Re: Constraints on "everything existing"

From: Jean-Michel Veuillen <veuillen.domain.name.hidden>
Date: Thu, 23 Jan 2003 15:08:00 +0100

My comments at the bottom too.
   Jean-Michel

At 08:51 AM 1/22/2003 -0800, Eric Hawthorne wrote:
>My comment at the bottom of the message.
> Eric
>
>Jean-Michel Veuillen wrote:
>
>>>Eric Hawthorne wrote:
>>
>>>
>>>Unless a world (i.e. a sequence of information state changes)
>>>has produced intelligent observers though, there will be
>>>no one around in it to argue whether it exists or not.
>>
>>
>>Then our universe did not exist before there were intelligent observers
>>in it,
>>which is not true.
>>
>>I think that is better to say that all self-consistent mathematical
>>structures exist.
>>To restrict existence to universes containing SASs (self-aware structures)
>>is not only is very cumbersome but leads to contradictions.
>
>
>Perhaps we're just quibbling about terminology.
>
>My argument for a narrower definition of "exists" would be that
>if everything (or even just "everything self consistent") exists, then
>perhaps existence in that sense is not that interesting a concept.
>
>So I posit that a better definition of "exists" or "classically exists"
>is: "self-consistent, and metric and organized to the degree to be observable"
>
>Notice that this does not require "is observed". It requires "would
>be observable if observers happened to be around." So our Earth 3 billion
>years ago was still "observable" in this sense, even though we weren't
>there yet.
>
>So, in otherwords, I define "exists" as
>"that which is an aspect of a structure which is of the form/behaviour as to
>be, in principle, observable".
>
>I think we will be able to define a set of properties (stronger than just
>self-consitency) that will define "in principle, observable". <--
>difficult exercise.
>
>All other "self-consistent mathematical structures" are, to me, just
>"potentially or
>partially existent", because there is something wrong with their properties
>that would make them, in principle, unobservable.
>
>Vague statement building up this intuition:
>The operative question is whether a mathematical structure can only be
>"abstract" (without observable instantiation) or whether it can also be
>"tract".
>
>I would argue that these other less-than-existent
>"self-consistent mathematical structures" may be part of "quantum
>potentiality"
>but can never be part of an existent world that exhibits classical physical
>properties.
>Eric

I agree that "in principle, observable" is difficult to define.

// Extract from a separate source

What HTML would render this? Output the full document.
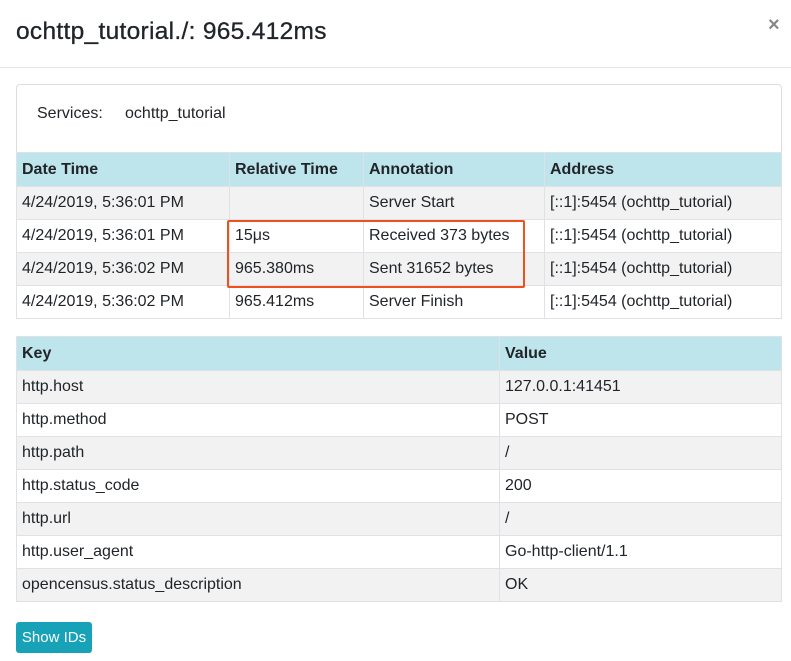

If, instead
of looking
at the Earth 3 billion years ago, you looked at our universe 1 second after the
Big Bang, would you say that it was "in principle, observable" ?
   Even if you managed to show that the answer should be Yes, you would then
have to show that for another universe whose parameters would differ by only
the slightest amounts, the answer should be No. One of these universes would
exist one second after the Big Bang, not the other one, which would be very
much against intuition.
   And if you answer No, you have to cope with the fact the answer is now Yes,
so you would have our universe which did not exist one second after the Big
Bang
and which exists now.


Here is what I would propose:

Following David Lewis and Modal Realism
(http://users.ox.ac.uk/~worc0337/modal.realism.html)
all possible worlds exist.


Max Tegmark proposes in http://www.hep.upenn.edu/~max/toe.pdf
that only worlds which have mathematical existence exists. This gives
the self-consistent constraint. I agree with that.

Tegmark then goes on and gives an "operational definition" of existence
which requires SAS's. I think that this unfortunate: If we were the only
SAS's in this universe and blew up the Earth, our universe would not
cease to exist. If we agreed that it did and if SAS's appeared somewhere
else later, would they say that they universe did not exist, then existed
when it was inhabited by us, then did not exist and then existed again ?
I find it absurd to make the existence of an universe depend on the fact
that it contains SAS's or not.

I simply propose that we say that some universes contain SAS's
and some do not, without any consequence on the existence of
these universes.


Jürgen Schmidhuber proposes that possible universe means
computable universe (without any reference to SAS's). See:

http://www.idsia.ch/~juergen/everything/html.html
http://www.idsia.ch/~juergen/everything/node1.html

Again, I think it is simpler to say that some possible universes
are computable, and that some are not, and that what Schmidhuber
says in his article applies to computable universes only.